## Your goal
Copy out every line in the entries below that includes "this".

## Data shown
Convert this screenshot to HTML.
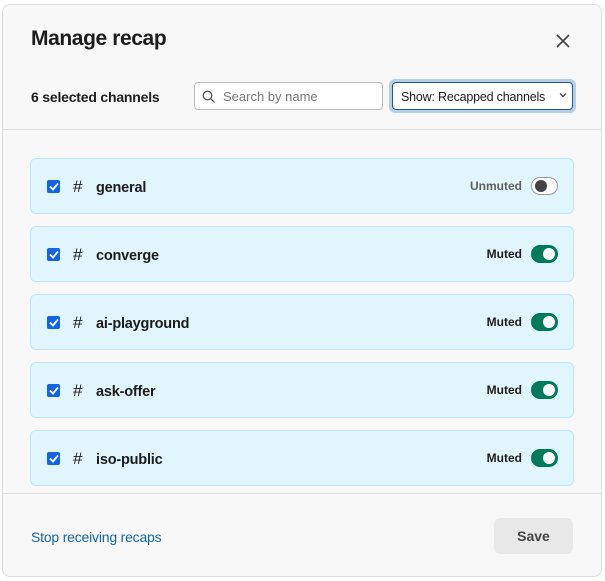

==

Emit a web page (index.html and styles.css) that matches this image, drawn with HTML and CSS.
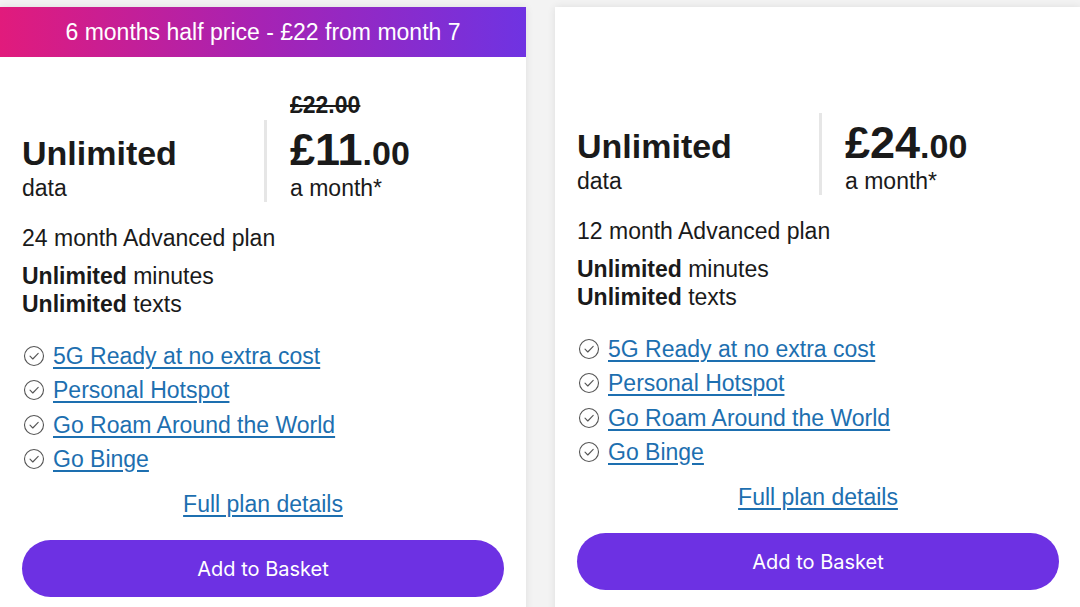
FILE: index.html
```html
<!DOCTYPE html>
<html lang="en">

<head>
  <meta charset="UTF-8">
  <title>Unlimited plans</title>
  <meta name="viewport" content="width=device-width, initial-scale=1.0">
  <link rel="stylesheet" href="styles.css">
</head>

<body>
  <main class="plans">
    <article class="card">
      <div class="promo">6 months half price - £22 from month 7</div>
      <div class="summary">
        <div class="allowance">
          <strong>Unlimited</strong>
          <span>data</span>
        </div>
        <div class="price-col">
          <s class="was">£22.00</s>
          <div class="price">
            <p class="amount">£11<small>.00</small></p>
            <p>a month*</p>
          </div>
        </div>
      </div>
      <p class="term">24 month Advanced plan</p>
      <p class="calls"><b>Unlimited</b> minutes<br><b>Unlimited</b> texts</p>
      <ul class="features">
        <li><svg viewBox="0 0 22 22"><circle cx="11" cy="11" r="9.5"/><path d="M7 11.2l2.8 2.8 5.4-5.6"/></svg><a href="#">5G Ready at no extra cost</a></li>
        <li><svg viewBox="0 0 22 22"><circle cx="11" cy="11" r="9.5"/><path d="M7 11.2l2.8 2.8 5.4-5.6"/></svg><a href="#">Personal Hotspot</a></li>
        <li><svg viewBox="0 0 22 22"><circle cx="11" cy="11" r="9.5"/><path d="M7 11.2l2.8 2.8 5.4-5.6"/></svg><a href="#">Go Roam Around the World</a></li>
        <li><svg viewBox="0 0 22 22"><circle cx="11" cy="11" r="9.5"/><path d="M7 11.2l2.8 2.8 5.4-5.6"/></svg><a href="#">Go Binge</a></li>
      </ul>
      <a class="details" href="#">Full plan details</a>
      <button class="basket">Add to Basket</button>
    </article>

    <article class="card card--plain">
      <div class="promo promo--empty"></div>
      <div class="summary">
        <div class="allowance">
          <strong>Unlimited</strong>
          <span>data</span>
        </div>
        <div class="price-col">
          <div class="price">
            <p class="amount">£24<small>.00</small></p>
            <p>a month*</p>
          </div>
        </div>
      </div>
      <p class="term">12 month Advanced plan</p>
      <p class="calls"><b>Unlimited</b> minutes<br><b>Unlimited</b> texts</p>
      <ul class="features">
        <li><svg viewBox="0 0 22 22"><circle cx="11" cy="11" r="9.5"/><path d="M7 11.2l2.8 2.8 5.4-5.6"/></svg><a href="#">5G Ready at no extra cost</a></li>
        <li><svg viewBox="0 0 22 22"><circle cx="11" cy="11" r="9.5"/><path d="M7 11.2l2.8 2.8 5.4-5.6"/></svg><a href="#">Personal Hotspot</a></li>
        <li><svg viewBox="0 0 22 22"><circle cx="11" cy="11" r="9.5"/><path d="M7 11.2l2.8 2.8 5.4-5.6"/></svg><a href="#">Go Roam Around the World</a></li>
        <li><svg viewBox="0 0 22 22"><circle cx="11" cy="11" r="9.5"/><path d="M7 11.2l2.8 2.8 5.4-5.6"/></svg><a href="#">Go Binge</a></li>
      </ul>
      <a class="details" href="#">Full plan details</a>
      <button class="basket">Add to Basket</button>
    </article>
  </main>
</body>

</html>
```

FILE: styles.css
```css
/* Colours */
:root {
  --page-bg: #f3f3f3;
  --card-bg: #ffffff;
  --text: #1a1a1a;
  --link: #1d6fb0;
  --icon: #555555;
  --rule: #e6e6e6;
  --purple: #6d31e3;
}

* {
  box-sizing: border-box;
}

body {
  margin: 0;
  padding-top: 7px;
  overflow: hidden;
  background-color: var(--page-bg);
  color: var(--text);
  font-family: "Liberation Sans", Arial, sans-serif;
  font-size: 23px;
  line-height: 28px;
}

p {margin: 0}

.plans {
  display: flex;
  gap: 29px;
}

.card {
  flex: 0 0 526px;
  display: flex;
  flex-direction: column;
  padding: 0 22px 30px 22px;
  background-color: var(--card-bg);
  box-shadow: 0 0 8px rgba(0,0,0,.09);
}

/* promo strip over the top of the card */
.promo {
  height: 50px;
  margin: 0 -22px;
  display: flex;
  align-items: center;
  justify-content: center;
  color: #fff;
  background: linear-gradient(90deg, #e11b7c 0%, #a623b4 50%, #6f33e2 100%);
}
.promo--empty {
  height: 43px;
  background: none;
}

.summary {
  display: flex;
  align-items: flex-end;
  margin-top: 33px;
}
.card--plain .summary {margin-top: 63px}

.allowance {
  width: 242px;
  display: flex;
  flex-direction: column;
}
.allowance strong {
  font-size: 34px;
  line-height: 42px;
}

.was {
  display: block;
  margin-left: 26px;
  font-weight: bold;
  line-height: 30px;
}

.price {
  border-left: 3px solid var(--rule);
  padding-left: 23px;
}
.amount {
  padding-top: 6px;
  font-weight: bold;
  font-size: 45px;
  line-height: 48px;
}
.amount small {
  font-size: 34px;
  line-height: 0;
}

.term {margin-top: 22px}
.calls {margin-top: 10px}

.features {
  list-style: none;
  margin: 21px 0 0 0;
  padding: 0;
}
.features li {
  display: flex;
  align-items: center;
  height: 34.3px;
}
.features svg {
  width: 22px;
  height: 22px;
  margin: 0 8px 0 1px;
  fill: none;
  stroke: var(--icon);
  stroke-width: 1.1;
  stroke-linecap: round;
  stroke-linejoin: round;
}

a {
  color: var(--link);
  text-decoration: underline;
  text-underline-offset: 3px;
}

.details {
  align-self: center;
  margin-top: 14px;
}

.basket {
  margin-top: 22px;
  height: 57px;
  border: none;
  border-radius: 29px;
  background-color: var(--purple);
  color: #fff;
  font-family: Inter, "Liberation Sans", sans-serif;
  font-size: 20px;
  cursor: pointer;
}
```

## Reply to the exercise
Convert this screenshot to HTML.
Emit a web page (index.html and styles.css) that matches this image, drawn with HTML and CSS.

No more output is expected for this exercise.